Idael Childers Makeever (December 7, 1867 – August 23, 1954) was an American poet, songwriter, journalist and clubwoman.

== Early life ==
Idael Childers was born in 1867, in Porter County, Indiana, and educated in Valparaiso, the daughter of George Childers and Tryphena Ida Childers. Her father was a businessman, and her mother was born in Canada. After she was married and had two children in Nebraska, she returned to Indiana to take courses at Valparaiso University.

== Career ==
Makeever taught school in Indiana for several years as a young woman. She published two books of her poetry: Prairie Flowers and Meadow Grasses (1889) and Golden Rod and Dialect Poems (1898). She read her poem "Nebraska" at the Trans-Mississippi Exposition in Omaha, in 1898. Makeever's poem "I'm Going Home" was included in a 1902 collection of Indiana writers' works. "She took up the unsung themes of the West," commented one profile in 1902. "In the broad prairies," noted another, "her poetic nature blossomed and flowered, and the notes of her songs mingled with the music of the meadowlark." Makeever was an active member of the Western Association of Writers.

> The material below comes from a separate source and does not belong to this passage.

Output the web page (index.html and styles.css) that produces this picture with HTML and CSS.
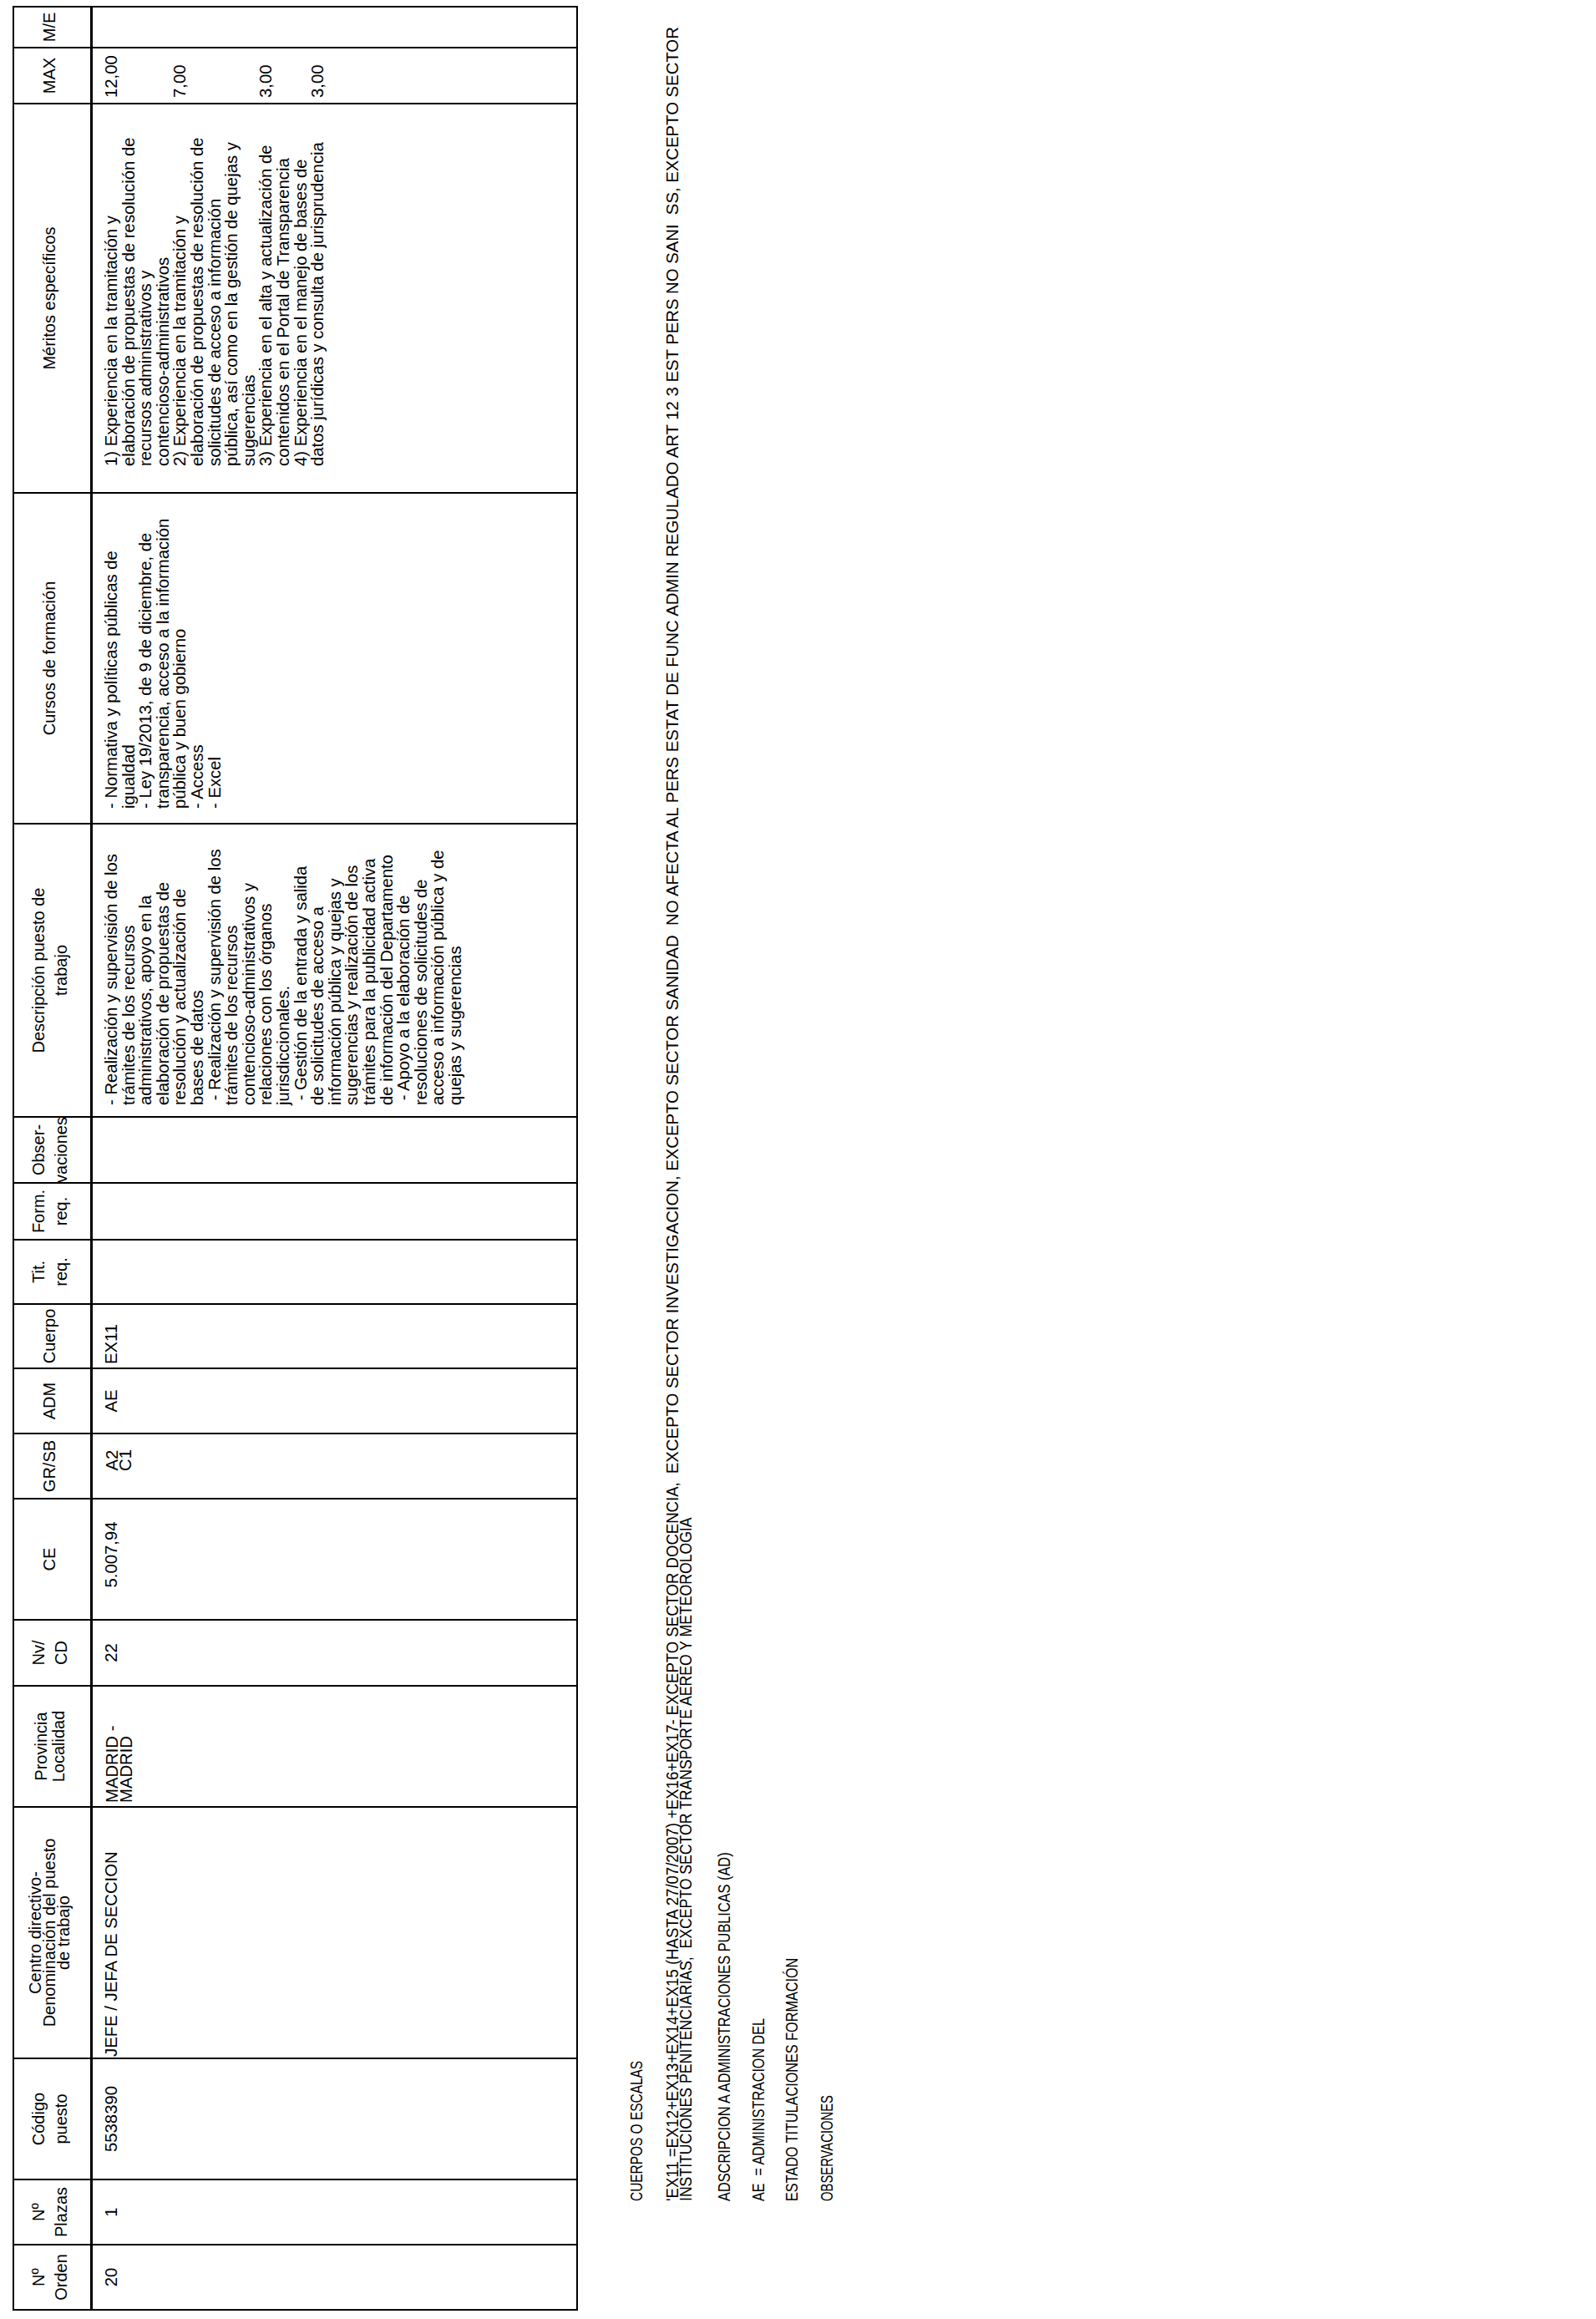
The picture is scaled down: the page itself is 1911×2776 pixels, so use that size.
FILE: index.html
```html
<!DOCTYPE html>
<html lang="es">
<head>
<meta charset="utf-8">
<title>Puesto 5538390</title>
<link rel="stylesheet" href="styles.css">
</head>
<body>
<div class="viewport">
  <div class="page">
    <div class="grid">
      <div class="th"><span>Nº<br>Orden</span></div>
      <div class="th"><span>Nº<br>Plazas</span></div>
      <div class="th"><span>Código<br>puesto</span></div>
      <div class="th th-tight"><span>Centro directivo-<br>Denominación del puesto<br>de trabajo</span></div>
      <div class="th th-mid"><span>Provincia<br>Localidad</span></div>
      <div class="th"><span>Nv/<br>CD</span></div>
      <div class="th"><span>CE</span></div>
      <div class="th"><span>GR/SB</span></div>
      <div class="th"><span>ADM</span></div>
      <div class="th"><span>Cuerpo</span></div>
      <div class="th"><span>Tit.<br>req.</span></div>
      <div class="th"><span>Form.<br>req.</span></div>
      <div class="th th-clip"><span>Obser-<br>vaciones</span></div>
      <div class="th"><span>Descripción puesto de<br>trabajo</span></div>
      <div class="th"><span>Cursos de formación</span></div>
      <div class="th"><span>Méritos específicos</span></div>
      <div class="th"><span>MAX</span></div>
      <div class="th"><span>M/E</span></div>

      <div class="td center">20</div>
      <div class="td center">1</div>
      <div class="td center">5538390</div>
      <div class="td pad-1">JEFE / JEFA DE SECCION</div>
      <div class="td pad-4 tight17">MADRID -<br>MADRID</div>
      <div class="td center">22</div>
      <div class="td center shift-11">5.007,94</div>
      <div class="td center shift-14 tight15">A2<br>C1</div>
      <div class="td center">AE</div>
      <div class="td pad-4">EX11</div>
      <div class="td"></div>
      <div class="td"></div>
      <div class="td"></div>
      <div class="td pad-13">- Realización y supervisión de los<br>trámites de los recursos<br>administrativos, apoyo en la<br>elaboración de propuestas de<br>resolución y actualización de<br>bases de datos<br>&nbsp;- Realización y supervisión de los<br>trámites de los recursos<br>contencioso-administrativos y<br>relaciones con los órganos<br>jurisdiccionales.<br>&nbsp;- Gestión de la entrada y salida<br>de solicitudes de acceso a<br>información pública y quejas y<br>sugerencias y realización de los<br>trámites para la publicidad activa<br>de información del Departamento<br>&nbsp;- Apoyo a la elaboración de<br>resoluciones de solicitudes de<br>acceso a información pública y de<br>quejas y sugerencias</div>
      <div class="td pad-17">- Normativa y políticas públicas de<br>igualdad<br>- Ley 19/2013, de 9 de diciembre, de<br>transparencia, acceso a la información<br>pública y buen gobierno<br>- Access<br>- Excel</div>
      <div class="td pad-31">1) Experiencia en la tramitación y<br>elaboración de propuestas de resolución de<br>recursos administrativos y<br>contencioso-administrativos<br>2) Experiencia en la tramitación y<br>elaboración de propuestas de resolución de<br>solicitudes de acceso a información<br>pública, así como en la gestión de quejas y<br>sugerencias<br>3) Experiencia en el alta y actualización de<br>contenidos en el Portal de Transparencia<br>4) Experiencia en el manejo de bases de<br>datos jurídicas y consulta de jurisprudencia</div>
      <div class="td pad-6">12,00<br><br><br><br>7,00<br><br><br><br><br>3,00<br><br><br>3,00</div>
      <div class="td"></div>
    </div>

    <div class="notes">
      <div class="note"><span class="s1">CUERPOS O ESCALAS</span></div>
      <div class="note n2"><span class="part part-a"><span class="s2a">'EX11 =EX12+EX13+EX14+EX15 (HASTA 27/07/2007) +EX16+EX17- EXCEPTO SECTOR DOCENCIA,</span></span><span class="part"><span class="s2b">&nbsp;EXCEPTO SECTOR INVESTIGACION, EXCEPTO SECTOR SANIDAD&nbsp; NO AFECTA AL PERS ESTAT DE FUNC ADMIN REGULADO ART 12 3 EST PERS NO SANI&nbsp; SS, EXCEPTO SECTOR</span></span></div>
      <div class="note"><span class="s3">INSTITUCIONES PENITENCIARIAS,&nbsp; EXCEPTO SECTOR TRANSPORTE AEREO Y METEOROLOGIA</span></div>
      <div class="note n4"><span class="s4">ADSCRIPCION A ADMINISTRACIONES PUBLICAS (AD)</span></div>
      <div class="note n5"><span class="s5">AE&nbsp; = ADMINISTRACION DEL</span></div>
      <div class="note n6"><span class="s6">ESTADO TITULACIONES FORMACIÓN</span></div>
      <div class="note n7"><span class="s7">OBSERVACIONES</span></div>
    </div>
  </div>
</div>
</body>
</html>
```

FILE: styles.css
```css
html, body {
  margin: 0;
  padding: 0;
  background: #fff;
}

.viewport {
  width: 1911px;
  height: 2776px;
  overflow: hidden;
}

.page {
  width: 2776px;
  height: 1911px;
  box-sizing: border-box;
  padding: 15px 0 0 10px;
  transform: translateY(2776px) rotate(-90deg);
  transform-origin: 0 0;
  font-family: "Liberation Sans", Arial, sans-serif;
  color: #000;
}

.grid {
  display: grid;
  width: max-content;
  grid-template-columns: 76px 76px 143px 299px 143px 77px 143px 76px 76px 75px 75px 66px 77px 349px 394px 464px 65px 47px;
  grid-template-rows: 91px 579px;
  column-gap: 2px;
  row-gap: 3px;
  padding: 2px;
  background: #000;
}

.th {
  background: #fff;
  display: flex;
  align-items: center;
  justify-content: center;
  text-align: center;
  font-size: 20px;
  line-height: 27px;
  padding-bottom: 6px;
  box-sizing: border-box;
  white-space: nowrap;
  overflow: visible;
}

.th-tight {
  line-height: 17px;
}

.th-mid {
  line-height: 21px;
}

.th-clip {
  overflow: hidden;
}

.td {
  background: #fff;
  font-size: 20.3px;
  line-height: 20.6px;
  padding-top: 12px;
  box-sizing: border-box;
  white-space: nowrap;
}

.center {
  text-align: center;
}

.pad-1 { padding-left: 1px; }
.pad-4 { padding-left: 4px; }
.pad-6 { padding-left: 6px; }
.pad-13 { padding-left: 13px; }
.pad-17 { padding-left: 17px; }
.pad-31 { padding-left: 31px; }

.shift-11 { padding-left: 11px; }
.shift-14 { padding-left: 14px; }

.tight17 {
  line-height: 17px;
  padding-top: 15px;
}

.tight15 {
  line-height: 16px;
  padding-top: 15px;
}

.notes {
  padding-left: 131px;
  margin-top: 62px;
  font-size: 21px;
}

.note {
  height: 16px;
  line-height: 16px;
  white-space: nowrap;
}

.note span {
  display: inline-block;
  transform-origin: 0 50%;
}

.note .part {
  transform: none;
}

.note .part-a {
  width: 865px;
}

.s1 { transform: scaleX(0.735); }
.s2a { transform: scaleX(0.884); }
.s2b { transform: scaleX(0.967); }
.s3 { transform: scaleX(0.839); }
.s4 { transform: scaleX(0.778); }
.s5 { transform: scaleX(0.767); }
.s6 { transform: scaleX(0.772); }
.s7 { transform: scaleX(0.705); }

.n2 { margin-top: 27px; }
.n4 { margin-top: 30px; }
.n5 { margin-top: 25px; }
.n6 { margin-top: 24px; }
.n7 { margin-top: 26px; }
```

Makeever also wrote song lyrics, including "The Dream Face" (1909, music by Blanche M. Tice). During World War I, she worked as a reporter for Omaha newspapers. During World War II, she was a newspaper columnist in Colorado, and worked at Hill Air Force Base in Utah.

== Personal life ==
Idael Makeever married lawyer and mining executive Milton Alexander Makeever in 1889; with him, she moved to Stromsburg, Nebraska, where their two daughters, Merle and Iva Lee, were born in 1889 and 1894. She moved to Boulder, Colorado in 1902, while her husband was working at a gold mine in Mexico. She was widowed in 1940, and she died in 1954, aged 86 years, in Loveland, Colorado. Her papers are archived at Valparaiso University in Indiana.